SHORT PROBLEM: Copy the data exactly; pictures stay out of the copy.

----------------------------------------

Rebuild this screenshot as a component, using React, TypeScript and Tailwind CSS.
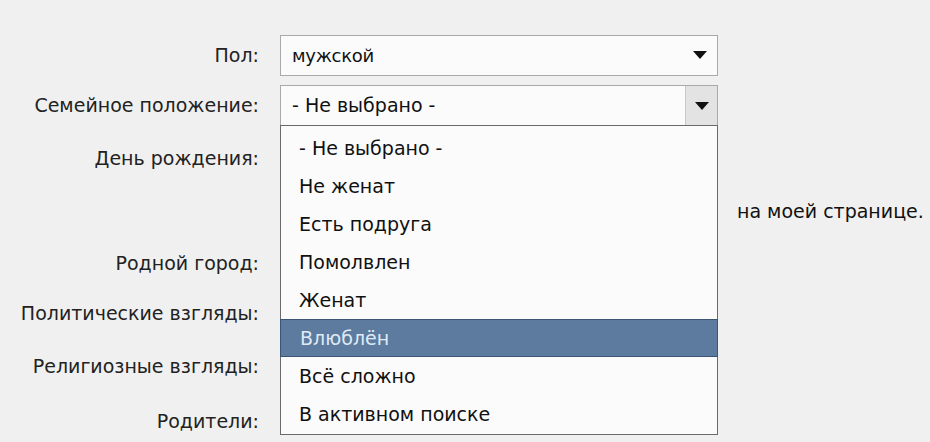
import React from "react";

const font = { fontFamily: '"DejaVu Sans", "Noto Sans", sans-serif' };

function Arrow() {
  return (
    <svg width="14" height="8" viewBox="0 0 14 8">
      <path d="M0 0 H14 L7 8 Z" fill="#111" />
    </svg>
  );
}

const items = [
  "- Не выбрано -",
  "Не женат",
  "Есть подруга",
  "Помолвлен",
  "Женат",
  "Влюблён",
  "Всё сложно",
  "В активном поиске",
];

function Row({ label, h, children }: { label: string; h: string; children?: React.ReactNode }) {
  return (
    <div className={`flex items-center ${h}`}>
      <div className="w-[259px] shrink-0 text-right text-[19px] text-[#222]">{label}</div>
      <div className="ml-[21px] flex-1 relative h-full flex items-center">{children}</div>
    </div>
  );
}

export default function App() {
  return (
    <div className="w-[930px] h-[442px] bg-[#f0f0f0] overflow-hidden relative" style={font}>
      <div className="pt-[30px] flex flex-col">
        <Row label="Пол:" h="h-[50px]">
          <div className="w-[438px] h-[41px] border border-[#a9a9a9] bg-[#fbfbfb] flex items-center justify-between pl-[11px] pr-[10px]">
            <span className="text-[18px] tracking-[-0.3px] text-[#111]">мужской</span>
            <Arrow />
          </div>
        </Row>
        <Row label="Семейное положение:" h="h-[51px]">
          <div className="w-[438px] h-[41px] relative z-10">
            <div className="h-full border border-[#a9a9a9] bg-[#fbfbfb] flex items-center justify-between pl-[11px]">
              <span className="text-[19px] text-[#111]">- Не выбрано -</span>
              <div className="w-[32px] h-full bg-[#e3e3e3] border-l border-[#c8c8c8] flex items-center justify-center">
                <Arrow />
              </div>
            </div>
            <div className="absolute left-0 top-[40px] w-[438px] border border-[#6a6a6a] bg-[#fbfbfb] pt-[3px] pb-[1px]">
              {items.map((it) =>
                it === "Влюблён" ? (
                  <div
                    key={it}
                    className="h-[38px] flex items-center px-[18px] bg-[#5c7b9e] border border-[#3b5674] -mx-px text-[19px] text-[#dfeaf6]"
                  >
                    <span className="pl-px">{it}</span>
                  </div>
                ) : (
                  <div key={it} className="h-[38px] flex items-center px-[18px] text-[19px] text-[#111]">
                    {it}
                  </div>
                )
              )}
            </div>
          </div>
        </Row>
        <Row label="День рождения:" h="h-[54px]" />
        <Row label="" h="h-[53px]">
          <span className="ml-[457px] text-[19px] text-[#111] whitespace-nowrap">на моей странице.</span>
        </Row>
        <Row label="Родной город:" h="h-[50px]" />
        <Row label="Политические взгляды:" h="h-[51px]" />
        <Row label="Религиозные взгляды:" h="h-[54px]" />
        <Row label="Родители:" h="h-[56px]" />
      </div>
    </div>
  );
}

----------------------------------------

ANSWER IN FULL:
Rebuild this screenshot as a component, using React, TypeScript and Tailwind CSS.
import React from "react";

const font = { fontFamily: '"DejaVu Sans", "Noto Sans", sans-serif' };

function Arrow() {
  return (
    <svg width="14" height="8" viewBox="0 0 14 8">
      <path d="M0 0 H14 L7 8 Z" fill="#111" />
    </svg>
  );
}

const items = [
  "- Не выбрано -",
  "Не женат",
  "Есть подруга",
  "Помолвлен",
  "Женат",
  "Влюблён",
  "Всё сложно",
  "В активном поиске",
];

function Row({ label, h, children }: { label: string; h: string; children?: React.ReactNode }) {
  return (
    <div className={`flex items-center ${h}`}>
      <div className="w-[259px] shrink-0 text-right text-[19px] text-[#222]">{label}</div>
      <div className="ml-[21px] flex-1 relative h-full flex items-center">{children}</div>
    </div>
  );
}

export default function App() {
  return (
    <div className="w-[930px] h-[442px] bg-[#f0f0f0] overflow-hidden relative" style={font}>
      <div className="pt-[30px] flex flex-col">
        <Row label="Пол:" h="h-[50px]">
          <div className="w-[438px] h-[41px] border border-[#a9a9a9] bg-[#fbfbfb] flex items-center justify-between pl-[11px] pr-[10px]">
            <span className="text-[18px] tracking-[-0.3px] text-[#111]">мужской</span>
            <Arrow />
          </div>
        </Row>
        <Row label="Семейное положение:" h="h-[51px]">
          <div className="w-[438px] h-[41px] relative z-10">
            <div className="h-full border border-[#a9a9a9] bg-[#fbfbfb] flex items-center justify-between pl-[11px]">
              <span className="text-[19px] text-[#111]">- Не выбрано -</span>
              <div className="w-[32px] h-full bg-[#e3e3e3] border-l border-[#c8c8c8] flex items-center justify-center">
                <Arrow />
              </div>
            </div>
            <div className="absolute left-0 top-[40px] w-[438px] border border-[#6a6a6a] bg-[#fbfbfb] pt-[3px] pb-[1px]">
              {items.map((it) =>
                it === "Влюблён" ? (
                  <div
                    key={it}
                    className="h-[38px] flex items-center px-[18px] bg-[#5c7b9e] border border-[#3b5674] -mx-px text-[19px] text-[#dfeaf6]"
                  >
                    <span className="pl-px">{it}</span>
                  </div>
                ) : (
                  <div key={it} className="h-[38px] flex items-center px-[18px] text-[19px] text-[#111]">
                    {it}
                  </div>
                )
              )}
            </div>
          </div>
        </Row>
        <Row label="День рождения:" h="h-[54px]" />
        <Row label="" h="h-[53px]">
          <span className="ml-[457px] text-[19px] text-[#111] whitespace-nowrap">на моей странице.</span>
        </Row>
        <Row label="Родной город:" h="h-[50px]" />
        <Row label="Политические взгляды:" h="h-[51px]" />
        <Row label="Религиозные взгляды:" h="h-[54px]" />
        <Row label="Родители:" h="h-[56px]" />
      </div>
    </div>
  );
}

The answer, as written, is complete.